So, a chance to breathe. And to rewind to two weeks ago today, when I headed over to my recently discovered barber shop, Barbers on Germain, where Russ has been clear-cutting my scalp since sometime early this year.
On the way over – not far; just across the Mississippi and west about a mile – I slid into the CD player a Time-Life anthology of hits from 1964, and as I drove, up popped Chuck Berry’s “You Never Can Tell.” I knew the record, but only a little, not nearly as well as I know his 1950s work that was a major part of the foundation of rock ’n’ roll, the records like “Johnny B. Goode,” “Sweet Little Sixteen,” and the rest.
And I realized – not for the first time – that I’d not offered anything here to note Chuck Berry’s passing on March 18. Over the years here, I’ve noted the passing of many artists, but I imagine that if I were to take the time to track out the subjects of those pieces, my choices of which artists’ passings to note might seem idiosyncratic. That’s likely no surprise. But to ignore Chuck Berry?
So I thought, as I headed up the sidewalk to Barbers on Germain with the strains of “You Never Can Tell” running through my head – “C’est la vie,” say the old folks. “It goes to show you never can tell.” – that I should probably do something here about the man and his music. Well, c’est la vie, indeed. The following Monday was the start of two weeks of dealing with changes in my mom’s life, as I noted here yesterday.

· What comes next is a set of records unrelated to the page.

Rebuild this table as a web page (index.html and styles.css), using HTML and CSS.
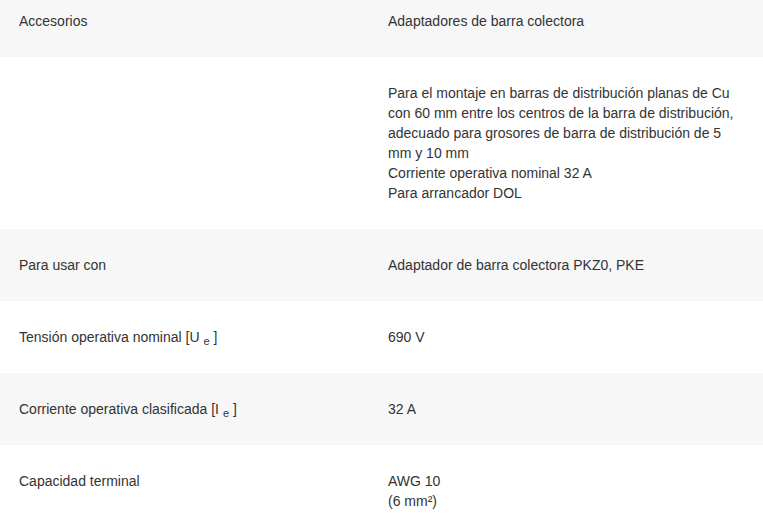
FILE: index.html
```html
<!DOCTYPE html>
<html lang="es">
<head>
<meta charset="utf-8">
<title>Especificaciones</title>
<link rel="stylesheet" href="styles.css">
</head>
<body>
<div class="specs">
  <div class="row alt">
    <div class="label">Accesorios</div>
    <div class="value">Adaptadores de barra colectora</div>
  </div>
  <div class="row">
    <div class="label"></div>
    <div class="value">Para el montaje en barras de distribución planas de Cu con 60 mm entre los centros de la barra de distribución, adecuado para grosores de barra de distribución de 5 mm y 10 mm<br>Corriente operativa nominal 32 A<br>Para arrancador DOL</div>
  </div>
  <div class="row alt">
    <div class="label">Para usar con</div>
    <div class="value">Adaptador de barra colectora PKZ0, PKE</div>
  </div>
  <div class="row">
    <div class="label">Tensión operativa nominal [U <sub>e</sub> ]</div>
    <div class="value">690 V</div>
  </div>
  <div class="row alt">
    <div class="label">Corriente operativa clasificada [I <sub>e</sub> ]</div>
    <div class="value">32 A</div>
  </div>
  <div class="row">
    <div class="label">Capacidad terminal</div>
    <div class="value">AWG 10<br>(6 mm²)</div>
  </div>
</div>
</body>
</html>
```
FILE: styles.css
```css
html, body {
  margin: 0;
  padding: 0;
  background: #ffffff;
}
body {
  font-family: "Liberation Sans", Arial, sans-serif;
  font-size: 14px;
  line-height: 20px;
  color: #333333;
  overflow: hidden;
}
.specs {
  margin-top: -15px;
}
.row {
  display: grid;
  grid-template-columns: 369px 1fr;
  padding: 26px 0;
}
.row.alt {
  background: #f7f7f7;
}
.label, .value {
  padding: 0 19px;
}
sub {
  font-size: 11px;
  line-height: 0;
  vertical-align: -3px;
}
```
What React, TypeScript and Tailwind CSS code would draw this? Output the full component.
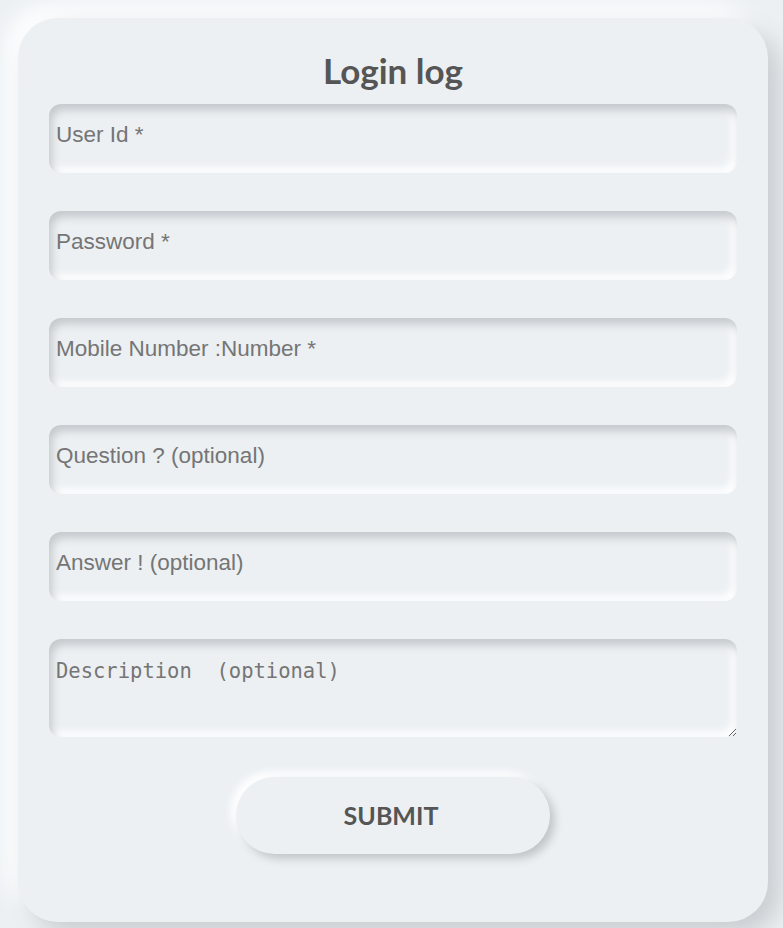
import React from "react";

const inputCls =
  "block w-full h-[69px] rounded-[12px] bg-[#ecf0f3] pl-[7px] pr-3 pt-0 pb-2 text-[22.5px] text-[#555] placeholder:text-[#757575] outline-none border-0 shadow-[inset_3px_6px_9px_#c5c9cd,inset_-5px_-5px_9px_#ffffff]";

export default function App() {
  const fields = [
    "User Id *",
    "Password *",
    "Mobile Number :Number *",
    "Question ? (optional)",
    "Answer ! (optional)",
  ];
  return (
    <div className="min-h-screen w-full bg-[#ecf0f3] pt-[18px] pl-[18px] pr-[15px] pb-[6px]">
      <div className="w-[750px] h-[904px] rounded-[40px] bg-[#ecf0f3] shadow-[12px_12px_24px_#c9cdd1,-12px_-12px_24px_#ffffff] px-[31px] pt-[31px] flex flex-col">
        <h1
          className="text-center text-[35px] font-bold text-[#555] leading-[42px]"
          style={{ fontFamily: "Lato, 'Noto Sans', sans-serif" }}
        >
          Login log
        </h1>
        <form
          className="mt-[13px] flex flex-col gap-[38px]"
          onSubmit={(e) => e.preventDefault()}
        >
          {fields.map((f) => (
            <input
              key={f}
              type="text"
              placeholder={f}
              className={inputCls}
              style={{ fontFamily: "'Liberation Sans', Arial, sans-serif" }}
            />
          ))}
          <textarea
            placeholder="Description  (optional)"
            className="block w-full h-[98px] rounded-[12px] bg-[#ecf0f3] pl-[7px] pr-3 pt-[21px] text-[20.5px] leading-[1.15] text-[#555] placeholder:text-[#757575] outline-none border-0 shadow-[inset_3px_6px_9px_#c5c9cd,inset_-5px_-5px_9px_#ffffff]"
            style={{ fontFamily: "'DejaVu Sans Mono', 'Liberation Mono', monospace" }}
          />
        </form>
        <div className="mt-[40px] flex justify-center">
          <button
            type="button"
            className="w-[314px] h-[77px] rounded-full bg-[#ecf0f3] pr-[4px] text-[25px] font-bold text-[#555] shadow-[5px_5px_9px_#c2c6ca,-5px_-5px_9px_#ffffff]"
            style={{ fontFamily: "Lato, 'Noto Sans', sans-serif" }}
          >
            SUBMIT
          </button>
        </div>
      </div>
    </div>
  );
}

I’m not going to say that Chuck Berry’s music, life and passing are now old news: The edition of Rolling Stone that came into my mailbox yesterday has Berry on the cover. But I’ve read too many tributes to the man at too many blogs and online publications in the past month to have any assurances that whatever I offer here would be anything other than echoes of those pieces.
So I think back to that drive to the barber shop. As “You Never Can Tell” came out of the speaker, I thought about Dave Marsh’s comments in his 1989 ranking of the top 1,001 singles, The Heart of Rock & Soul. He ranked “You Never Can Tell” at No. 341, writing:
Chuck returned from doing time on his trumped-up Mann Act charge in 1964 as if his flow of hits had never been interrupted. The new batch included two of his finest, “Promised Land” and “You Never Can Tell.”
“You Never Can Tell” makes an obvious break with Berry’s earlier format, not so much by prominently featuring Johnny Johnson’s piano as by using it with a New Orleans-style beat.
Had prison altered Chuck’s gifts in any way? Nah, he was bitter and hostile before he went in. And still a poet when he came out. How else explain: “They finished off an apartment with a two-room Roebuck sale / The coolerator was crammed with teevee dinners and ginger ale.” It may not read as great as it sings, but then, neither does the rhythm of everyday life.
So here, to catch up and to offer my respect and thanks to Chuck Berry, is “You Never Can Tell.” It went to No. 14 in the Billboard Hot 100 in 1964, and it’s today’s Saturday Single.